• _Exercise details_: Read the records below and copy each line that contains "code".

• _Provided information_:
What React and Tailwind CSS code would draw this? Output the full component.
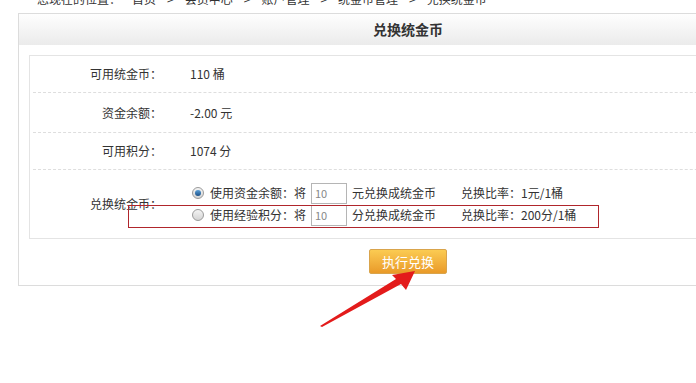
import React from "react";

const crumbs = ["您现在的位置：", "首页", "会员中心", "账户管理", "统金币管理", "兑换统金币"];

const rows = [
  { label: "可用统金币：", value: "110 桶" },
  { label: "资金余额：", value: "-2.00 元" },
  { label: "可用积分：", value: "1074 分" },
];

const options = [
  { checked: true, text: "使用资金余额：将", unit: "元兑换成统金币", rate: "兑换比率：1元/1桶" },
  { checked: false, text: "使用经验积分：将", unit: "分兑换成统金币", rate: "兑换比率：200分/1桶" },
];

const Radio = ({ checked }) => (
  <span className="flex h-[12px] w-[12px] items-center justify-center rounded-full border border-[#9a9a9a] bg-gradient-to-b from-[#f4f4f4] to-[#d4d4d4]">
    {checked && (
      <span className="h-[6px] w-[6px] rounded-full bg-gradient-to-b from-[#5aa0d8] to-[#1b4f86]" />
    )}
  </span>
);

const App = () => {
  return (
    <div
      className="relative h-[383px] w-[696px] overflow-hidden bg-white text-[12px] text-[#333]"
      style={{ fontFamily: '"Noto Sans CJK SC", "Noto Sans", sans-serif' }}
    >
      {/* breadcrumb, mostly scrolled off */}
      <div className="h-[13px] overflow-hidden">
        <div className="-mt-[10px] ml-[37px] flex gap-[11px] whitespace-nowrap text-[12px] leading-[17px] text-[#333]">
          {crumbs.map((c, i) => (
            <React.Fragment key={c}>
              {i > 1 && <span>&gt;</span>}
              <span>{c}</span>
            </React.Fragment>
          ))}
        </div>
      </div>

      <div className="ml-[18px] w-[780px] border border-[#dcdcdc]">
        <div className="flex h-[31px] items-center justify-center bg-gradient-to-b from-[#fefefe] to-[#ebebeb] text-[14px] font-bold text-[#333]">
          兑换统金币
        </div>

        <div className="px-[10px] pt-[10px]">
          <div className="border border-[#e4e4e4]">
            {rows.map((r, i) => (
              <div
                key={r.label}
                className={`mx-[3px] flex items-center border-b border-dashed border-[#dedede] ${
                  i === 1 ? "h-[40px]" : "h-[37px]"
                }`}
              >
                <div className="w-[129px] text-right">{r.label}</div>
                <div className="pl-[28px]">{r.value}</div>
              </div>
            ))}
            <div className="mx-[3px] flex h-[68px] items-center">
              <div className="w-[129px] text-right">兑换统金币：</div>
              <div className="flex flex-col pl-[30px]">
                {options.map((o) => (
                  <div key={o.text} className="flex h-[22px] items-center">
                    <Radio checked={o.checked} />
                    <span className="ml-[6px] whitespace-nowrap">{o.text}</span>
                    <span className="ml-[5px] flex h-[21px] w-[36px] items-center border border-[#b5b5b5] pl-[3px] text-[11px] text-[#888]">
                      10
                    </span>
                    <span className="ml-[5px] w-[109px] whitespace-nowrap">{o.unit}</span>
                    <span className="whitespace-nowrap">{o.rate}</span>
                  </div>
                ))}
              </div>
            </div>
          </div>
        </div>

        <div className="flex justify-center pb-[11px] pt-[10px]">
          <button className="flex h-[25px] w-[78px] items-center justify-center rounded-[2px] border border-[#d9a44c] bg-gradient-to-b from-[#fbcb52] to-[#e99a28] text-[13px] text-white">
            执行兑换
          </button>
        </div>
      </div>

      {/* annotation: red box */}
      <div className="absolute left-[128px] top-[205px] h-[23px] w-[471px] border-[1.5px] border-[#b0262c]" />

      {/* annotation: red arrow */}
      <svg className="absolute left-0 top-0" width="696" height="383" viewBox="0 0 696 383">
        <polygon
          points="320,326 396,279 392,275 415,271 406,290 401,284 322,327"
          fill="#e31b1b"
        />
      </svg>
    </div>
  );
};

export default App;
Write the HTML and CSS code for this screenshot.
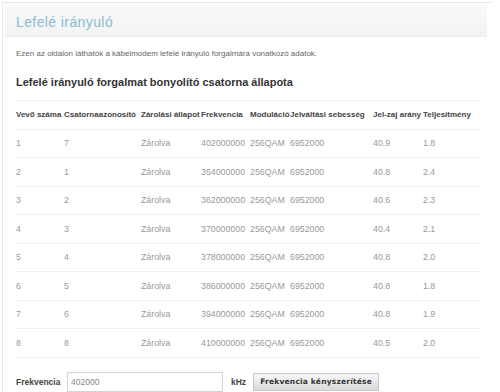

• _Exercise output_:
What React and Tailwind CSS code would draw this? Output the full component.
Write the HTML and CSS code for this screenshot.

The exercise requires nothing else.